- WRITTEN PROBLEM:
Check each line of the listing for the string "this", count the lines that have it, and answer with that number only.

- RECORDED DATA:
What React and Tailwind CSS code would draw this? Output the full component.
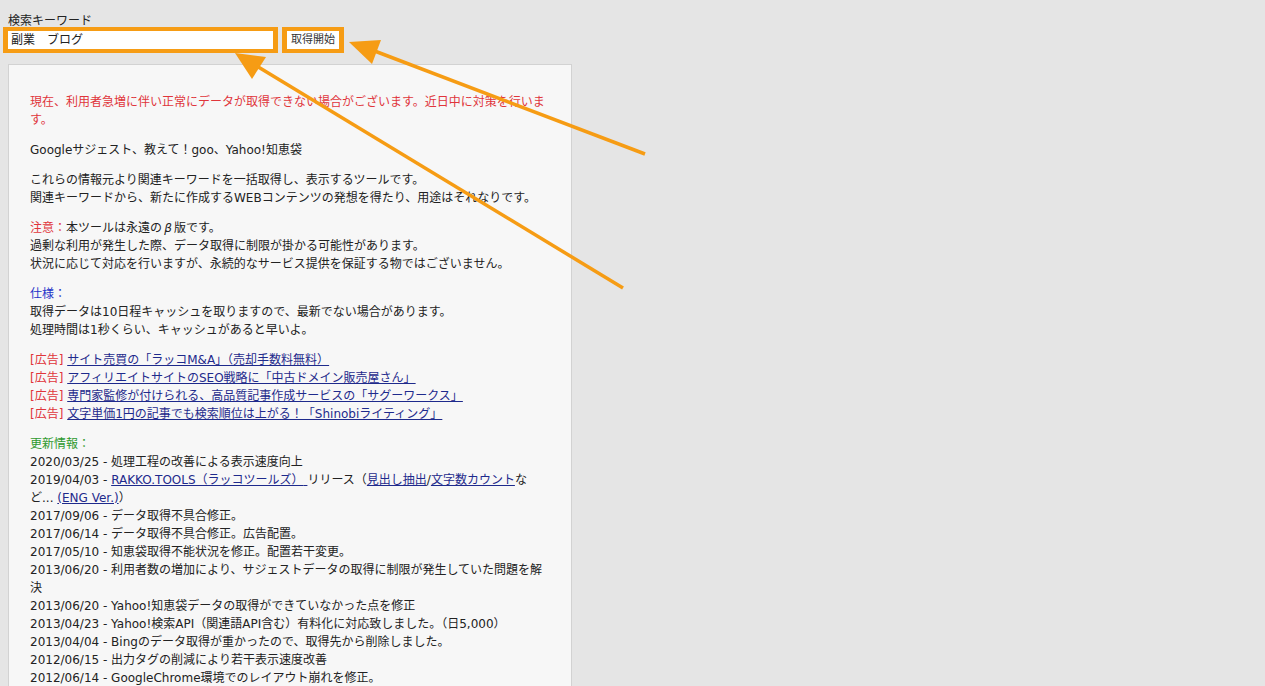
import React from "react";

const red = "text-[#e0353b]";
const link = "text-[#1e2a8c] underline";

const ads = [
  "サイト売買の「ラッコM&A」（売却手数料無料）",
  "アフィリエイトサイトのSEO戦略に「中古ドメイン販売屋さん」",
  "専門家監修が付けられる、高品質記事作成サービスの「サグーワークス」",
  "文字単価1円の記事でも検索順位は上がる！「Shinobiライティング」",
];

const updates = [
  "2017/09/06 - データ取得不具合修正。",
  "2017/06/14 - データ取得不具合修正。広告配置。",
  "2017/05/10 - 知恵袋取得不能状況を修正。配置若干変更。",
  "2013/06/20 - 利用者数の増加により、サジェストデータの取得に制限が発生していた問題を解決",
  "2013/06/20 - Yahoo!知恵袋データの取得ができていなかった点を修正",
  "2013/04/23 - Yahoo!検索API（関連語API含む）有料化に対応致しました。（日5,000）",
  "2013/04/04 - Bingのデータ取得が重かったので、取得先から削除しました。",
  "2012/06/15 - 出力タグの削減により若干表示速度改善",
  "2012/06/14 - GoogleChrome環境でのレイアウト崩れを修正。",
];

export default function App() {
  return (
    <div className="relative h-[686px] overflow-hidden bg-[#e5e5e5] font-['DejaVu_Sans','Noto_Sans_CJK_JP',sans-serif] text-[12px] leading-[18px] text-[#222]">
      <div className="pl-[8px] pt-[16px]">
        <div className="leading-[11px]">検索キーワード</div>
        <div className="flex -ml-[5px]">
          <div className="border-x-[5px] border-y-[4px] border-[#f69c14]">
            <input
              type="text"
              defaultValue="副業　ブログ"
              className="block h-[18px] w-[265px] bg-white px-[3px] text-[12px] text-[#222] outline-none"
            />
          </div>
          <div className="ml-[4px] border-x-[5px] border-y-[4px] border-[#f69c14]">
            <button className="block h-[18px] w-[52px] bg-white text-[11px] leading-[18px] text-[#333]">
              取得開始
            </button>
          </div>
        </div>

        <div className="mt-[11px] w-[564px] border border-[#d2d2d2] bg-[#f7f7f7] pl-[21px] pr-[20px] pt-[28px] pb-[20px]">
          <p className={`mb-[12px] ${red}`}>
            現在、利用者急増に伴い正常にデータが取得できない場合がございます。近日中に対策を行います。
          </p>
          <p className="mb-[12px]">Googleサジェスト、教えて！goo、Yahoo!知恵袋</p>
          <p className="mb-[12px]">
            これらの情報元より関連キーワードを一括取得し、表示するツールです。
            <br />
            関連キーワードから、新たに作成するWEBコンテンツの発想を得たり、用途はそれなりです。
          </p>
          <p className="mb-[12px]">
            <span className={red}>注意：</span>本ツールは永遠の
            <span className="inline-block w-[12px] text-center italic">β</span>版です。
            <br />
            過剰な利用が発生した際、データ取得に制限が掛かる可能性があります。
            <br />
            状況に応じて対応を行いますが、永続的なサービス提供を保証する物ではございません。
          </p>
          <p className="mb-[12px]">
            <span className="text-[#2433c8]">仕様：</span>
            <br />
            取得データは10日程キャッシュを取りますので、最新でない場合があります。
            <br />
            処理時間は1秒くらい、キャッシュがあると早いよ。
          </p>
          <div className="mb-[12px]">
            {ads.map((a) => (
              <div key={a}>
                <span className={red}>[広告]</span>{" "}
                <a href="#" className={link}>
                  {a}
                </a>
              </div>
            ))}
          </div>
          <div>
            <div className="text-[#2f9a2f]">更新情報：</div>
            <div>2020/03/25 - 処理工程の改善による表示速度向上</div>
            <div>
              2019/04/03 -{" "}
              <a href="#" className={link}>
                RAKKO.TOOLS（ラッコツールズ）{" "}
              </a>
              リリース（
              <a href="#" className={link}>
                見出し抽出
              </a>
              /
              <a href="#" className={link}>
                文字数カウント
              </a>
              な
              <br />
              ど...{" "}
              <a href="#" className={link}>
                (ENG Ver.)
              </a>
              ）
            </div>
            {updates.map((u, i) => (
              <div key={i}>{u}</div>
            ))}
          </div>
        </div>
      </div>

      <svg
        className="pointer-events-none absolute left-0 top-0"
        width="1265"
        height="686"
      >
        <line x1="645" y1="154" x2="372" y2="50" stroke="#f69c14" strokeWidth="3.5" />
        <polygon points="349,42 381,40 372,64" fill="#f69c14" />
        <line x1="623" y1="288" x2="255" y2="65" stroke="#f69c14" strokeWidth="3.5" />
        <polygon points="235,53 266,57 252,79" fill="#f69c14" />
      </svg>
    </div>
  );
}
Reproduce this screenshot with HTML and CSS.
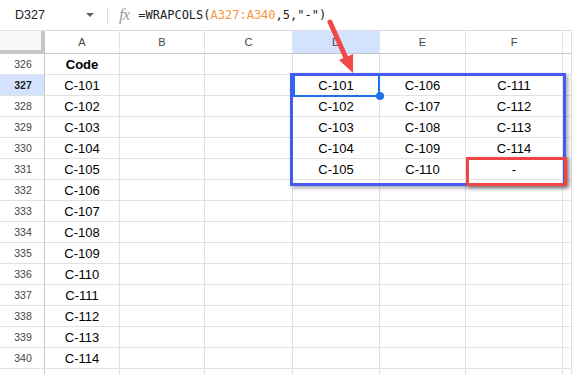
FILE: index.html
```html
<!DOCTYPE html>
<html lang="en">
<head>
    <meta charset="UTF-8">
    <title>WRAPCOLS</title>
    <link rel="stylesheet" href="styles.css">
</head>
<body>
    <div class="sheet">
        <div class="formula-bar">
            <div class="name-box">D327</div>
            <span class="caret"></span>
            <span class="divider"></span>
            <span class="fx">fx</span>
            <div class="formula">=WRAPCOLS(<span class="ref">A327:A340</span>,5,"-")</div>
        </div>

        <div class="grid" id="grid"></div>

        <!-- overlays -->
        <div class="result-box"></div>
        <div class="pad-box"></div>
        <div class="active-cell"></div>
        <div class="fill-dot"></div>
        <svg class="arrow" width="45" height="65" viewBox="0 0 45 65">
            <line x1="10" y1="8" x2="26" y2="44" stroke="#f04848" stroke-width="5" stroke-linecap="round"/>
            <polygon points="33,59 19,46 33,40" fill="#f04848"/>
        </svg>
    </div>

    <script>
        const cols = ['A', 'B', 'C', 'D', 'E', 'F', ''];
        const grid = document.getElementById('grid');

        // datos de la columna A y la salida de WRAPCOLS en D:F
        const codes = [];
        for (let i = 101; i <= 114; i++) codes.push('C-' + i);

        function cell(text, cls) {
            const c = document.createElement('div');
            c.className = 'cell ' + (cls || '');
            c.textContent = text;
            grid.appendChild(c);
        }

        cell('', 'corner');
        cols.forEach(l => cell(l, 'col-head' + (l === 'D' ? ' sel' : '')));

        for (let r = 326; r <= 341; r++) {
            cell(r <= 340 ? r : '', 'row-head' + (r === 327 ? ' sel' : ''));
            const i = r - 327;
            cell(r === 326 ? 'Code' : (codes[i] || ''), r === 326 ? 'bold' : '');
            cell('');
            cell('');
            for (let k = 0; k < 3; k++) {
                let v = '';
                if (i >= 0 && i < 5) {
                    v = codes[k * 5 + i] || '-';
                }
                cell(v);
            }
            cell('');
        }
    </script>
</body>
</html>
```

FILE: styles.css
```css
body {
    margin: 0;
    font-family: "Liberation Sans", Arial, sans-serif;
    background: #fff;
    overflow: hidden;
}

.sheet {
    position: relative;
    width: 572px;
    height: 374px;
    overflow: hidden;
}

.formula-bar {
    display: flex;
    align-items: center;
    border-bottom: 1px solid #dadce0;
    box-sizing: border-box;
    height: 31px;
}

.name-box {
    padding-left: 15px;
    width: 68px;
    font-size: 12.5px;
    color: #202124;
}

.caret {
    width: 0;
    height: 0;
    border-left: 4px solid transparent;
    border-right: 4px solid transparent;
    border-top: 4px solid #5f6368;
    margin-left: 3px;
}

.divider {
    width: 1px;
    height: 17px;
    background: #dadce0;
    margin-left: 13px;
}

.fx {
    font-family: "Liberation Serif", serif;
    font-style: italic;
    font-size: 17px;
    color: #9aa0a6;
    margin-left: 11px;
    letter-spacing: -1px;
}

.formula {
    margin-left: 9px;
    font-family: "DejaVu Sans Mono", monospace;
    font-size: 12px;
    color: #202124;
}

.ref {
    color: #f7963b;
}

.grid {
    display: grid;
    grid-template-columns: 45px 75px 85px 88px 87px 86px 97px 9px;
    grid-template-rows: 23px repeat(16, 21px);
}

.cell {
    box-sizing: border-box;
    border-right: 1px solid #e2e2e2;
    border-bottom: 1px solid #e2e2e2;
    display: flex;
    align-items: center;
    justify-content: center;
    font-size: 13px;
    color: #000;
    white-space: nowrap;
    overflow: hidden;
}

.bold {
    font-weight: bold;
}

.corner {
    background: #f8f9fa;
    border-right: 4px solid #c4c7c5;
    border-bottom: 4px solid #c4c7c5;
}

.col-head {
    font-size: 11px;
    color: #444;
    border-bottom: 1px solid #c4c7c5;
}

.row-head {
    font-size: 10.5px;
    color: #444;
    border-right: 1px solid #c4c7c5;
    padding-left: 2px;
}

.sel {
    background: #d3e3fd;
}

.row-head.sel {
    font-weight: bold;
    color: #1f1f1f;
}

.result-box {
    position: absolute;
    left: 290px;
    top: 73px;
    width: 276px;
    height: 113px;
    box-sizing: border-box;
    border: 3px solid #435bf3;
    box-shadow: 2px 2px 4px rgba(0, 0, 0, 0.35);
}

.pad-box {
    position: absolute;
    left: 466px;
    top: 157px;
    width: 101px;
    height: 29px;
    box-sizing: border-box;
    border: 3px solid #f14545;
    box-shadow: 2px 2px 4px rgba(0, 0, 0, 0.35);
}

.active-cell {
    position: absolute;
    left: 293px;
    top: 76px;
    width: 87px;
    height: 21px;
    box-sizing: border-box;
    border: 2px solid #1a73e8;
    border-top: none;
}

.fill-dot {
    position: absolute;
    left: 376px;
    top: 92px;
    width: 8px;
    height: 8px;
    border-radius: 50%;
    background: #1a73e8;
}

.arrow {
    position: absolute;
    left: 320px;
    top: 14px;
}
```
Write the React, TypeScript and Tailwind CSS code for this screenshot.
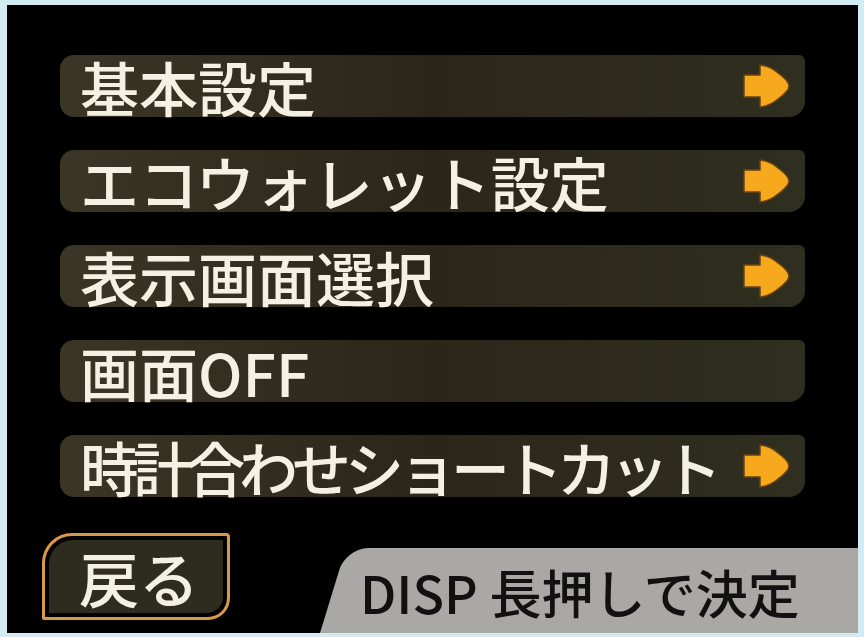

- TASK SOLUTION:
3